As I have mentioned in my previous post, we went to a gay bar the other night. It was not my first time to enter a club like that actually, the first one was during our cousin’s so-called bridal shower and I was with our aunts that time. The first experience was fun because we entered a hip club and the atmosphere did not feel any degrading.
However, during my second time to enter such type of club, the ambiance was different. I could literally smell poverty and I felt that the people working there have no other choice but embrace that type of job to make a living. There the guys are allowed to sit in the table of the so called spectators and when one “performer” joined our table (fully clothed, fortunately) we were so apprehensive to entertain him back because honestly, we felt disgusted by them. But a compassionate friend of ours exchanged conversations with the guy and I listened to them. At first I did not know what their topic was but then I heard the guy say in a Visayan dialect “I know that this is a sin, selling my own flesh, but I do not have a choice. There’s no other job for me out there.” Right there and then I felt a pang of pity and sympathy. I also felt a tug in my heart when the guy whispered to me to buy him a drink so that he will have certain income for the night.
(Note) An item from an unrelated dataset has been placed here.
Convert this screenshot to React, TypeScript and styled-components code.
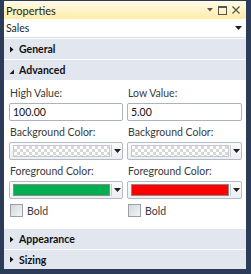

I don’t care if you call me gullible or naïve because I know that in that line of work, those guys have to make up stories to make people feel sorry for them and give them money. But you know what, no matter what lies they tell us, the truth is there. They either spill some lies or they give pleasure and lie down on the bed (pun intended). But the bottom line is: they are merely begging for money because they have no other options to earn money.
It’s a fun night but the mark it left me was a scar in my heart.